### What to do
Skip every picture and transcribe the remaining material exactly.

### Supplied data
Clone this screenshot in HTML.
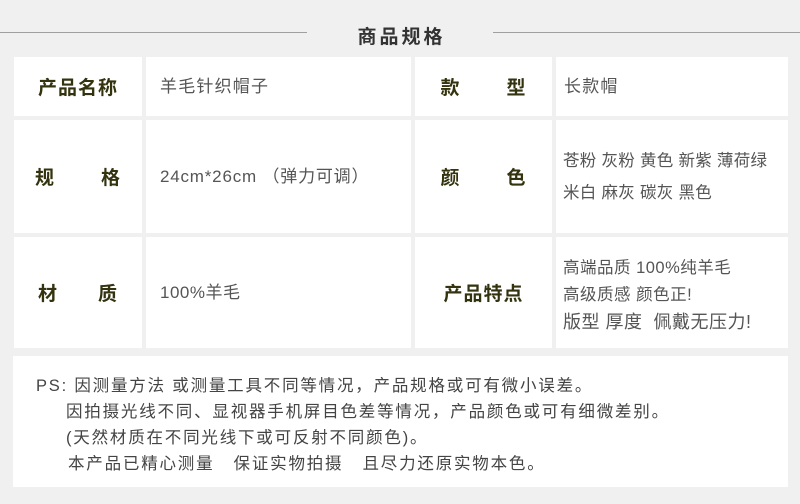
<!DOCTYPE html>
<html><head><meta charset="utf-8"><style>
*{margin:0;padding:0;box-sizing:border-box}
body{width:800px;height:504px;background:#f0f0f0;position:relative;overflow:hidden;font-family:"Liberation Sans","Noto Sans CJK SC",sans-serif}
.line{position:absolute;top:32px;height:1px;background:#a0a0a0}
.title{position:absolute;top:22px;left:300px;width:200px;text-align:center;font-size:19px;font-weight:bold;color:#333;letter-spacing:3px;padding-left:3px}
.c{position:absolute;background:#fff;display:flex;align-items:center}
.l{justify-content:center;font-size:19px;font-weight:bold;color:#33330f;letter-spacing:1px}
.v{padding-left:14px;font-size:17px;color:#555;line-height:26px;letter-spacing:1.2px;white-space:nowrap}
.g{display:inline-block;width:46px}
.n{position:absolute;left:13px;top:356px;width:775px;height:131px;background:#fff;font-size:16.5px;color:#444;letter-spacing:1.8px}
.n div{position:absolute;white-space:nowrap}
</style></head><body>
<div class="line" style="left:0;width:307px"></div>
<div class="line" style="left:493px;width:307px"></div>
<div class="title">商品规格</div>

<div class="c l" style="left:14px;top:57px;width:128px;height:59px">产品名称</div>
<div class="c v" style="left:146px;top:57px;width:265px;height:59px">羊毛针织帽子</div>
<div class="c l" style="left:415px;top:57px;width:137px;height:59px">款<span class="g"></span>型</div>
<div class="c v" style="left:556px;top:57px;width:232px;height:59px;padding-left:8px">长款帽</div>

<div class="c l" style="left:14px;top:120px;width:128px;height:113px">规<span class="g"></span>格</div>
<div class="c v" style="left:146px;top:120px;width:265px;height:113px;letter-spacing:0.8px">24cm*26cm （弹力可调）</div>
<div class="c l" style="left:415px;top:120px;width:137px;height:113px">颜<span class="g"></span>色</div>
<div class="c v" style="left:556px;top:120px;width:232px;height:113px;padding-left:7px;font-size:16.5px;line-height:32px;letter-spacing:0.3px"><div>苍粉 灰粉 黄色 新紫 薄荷绿<br>米白 麻灰 碳灰 黑色</div></div>

<div class="c l" style="left:14px;top:237px;width:128px;height:111px">材<span class="g" style="width:40px"></span>质</div>
<div class="c v" style="left:146px;top:237px;width:265px;height:111px;letter-spacing:0.5px">100%羊毛</div>
<div class="c l" style="left:415px;top:237px;width:137px;height:111px">产品特点</div>
<div class="c v" style="left:556px;top:237px;width:232px;height:111px;padding-left:7px;padding-top:6px;line-height:27px;letter-spacing:0.5px;font-size:16.5px"><div>高端品质 100%纯羊毛<br>高级质感 颜色正!<br><span style="font-size:18px">版型 厚度&nbsp; 佩戴无压力!</span></div></div>

<div class="n">
<div style="left:23px;top:16px">PS: 因测量方法 或测量工具不同等情况，产品规格或可有微小误差。</div>
<div style="left:53px;top:42px">因拍摄光线不同、显视器手机屏目色差等情况，产品颜色或可有细微差别。</div>
<div style="left:53px;top:68px">(天然材质在不同光线下或可反射不同颜色)。</div>
<div style="left:55px;top:94px">本产品已精心测量&nbsp;&nbsp; 保证实物拍摄&nbsp;&nbsp; 且尽力还原实物本色。</div>
</div>
</body></html>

### Written response
Clone this screenshot in HTML.
<!DOCTYPE html>
<html><head><meta charset="utf-8"><style>
*{margin:0;padding:0;box-sizing:border-box}
body{width:800px;height:504px;background:#f0f0f0;position:relative;overflow:hidden;font-family:"Liberation Sans","Noto Sans CJK SC",sans-serif}
.line{position:absolute;top:32px;height:1px;background:#a0a0a0}
.title{position:absolute;top:22px;left:300px;width:200px;text-align:center;font-size:19px;font-weight:bold;color:#333;letter-spacing:3px;padding-left:3px}
.c{position:absolute;background:#fff;display:flex;align-items:center}
.l{justify-content:center;font-size:19px;font-weight:bold;color:#33330f;letter-spacing:1px}
.v{padding-left:14px;font-size:17px;color:#555;line-height:26px;letter-spacing:1.2px;white-space:nowrap}
.g{display:inline-block;width:46px}
.n{position:absolute;left:13px;top:356px;width:775px;height:131px;background:#fff;font-size:16.5px;color:#444;letter-spacing:1.8px}
.n div{position:absolute;white-space:nowrap}
</style></head><body>
<div class="line" style="left:0;width:307px"></div>
<div class="line" style="left:493px;width:307px"></div>
<div class="title">商品规格</div>

<div class="c l" style="left:14px;top:57px;width:128px;height:59px">产品名称</div>
<div class="c v" style="left:146px;top:57px;width:265px;height:59px">羊毛针织帽子</div>
<div class="c l" style="left:415px;top:57px;width:137px;height:59px">款<span class="g"></span>型</div>
<div class="c v" style="left:556px;top:57px;width:232px;height:59px;padding-left:8px">长款帽</div>

<div class="c l" style="left:14px;top:120px;width:128px;height:113px">规<span class="g"></span>格</div>
<div class="c v" style="left:146px;top:120px;width:265px;height:113px;letter-spacing:0.8px">24cm*26cm （弹力可调）</div>
<div class="c l" style="left:415px;top:120px;width:137px;height:113px">颜<span class="g"></span>色</div>
<div class="c v" style="left:556px;top:120px;width:232px;height:113px;padding-left:7px;font-size:16.5px;line-height:32px;letter-spacing:0.3px"><div>苍粉 灰粉 黄色 新紫 薄荷绿<br>米白 麻灰 碳灰 黑色</div></div>

<div class="c l" style="left:14px;top:237px;width:128px;height:111px">材<span class="g" style="width:40px"></span>质</div>
<div class="c v" style="left:146px;top:237px;width:265px;height:111px;letter-spacing:0.5px">100%羊毛</div>
<div class="c l" style="left:415px;top:237px;width:137px;height:111px">产品特点</div>
<div class="c v" style="left:556px;top:237px;width:232px;height:111px;padding-left:7px;padding-top:6px;line-height:27px;letter-spacing:0.5px;font-size:16.5px"><div>高端品质 100%纯羊毛<br>高级质感 颜色正!<br><span style="font-size:18px">版型 厚度&nbsp; 佩戴无压力!</span></div></div>

<div class="n">
<div style="left:23px;top:16px">PS: 因测量方法 或测量工具不同等情况，产品规格或可有微小误差。</div>
<div style="left:53px;top:42px">因拍摄光线不同、显视器手机屏目色差等情况，产品颜色或可有细微差别。</div>
<div style="left:53px;top:68px">(天然材质在不同光线下或可反射不同颜色)。</div>
<div style="left:55px;top:94px">本产品已精心测量&nbsp;&nbsp; 保证实物拍摄&nbsp;&nbsp; 且尽力还原实物本色。</div>
</div>
</body></html>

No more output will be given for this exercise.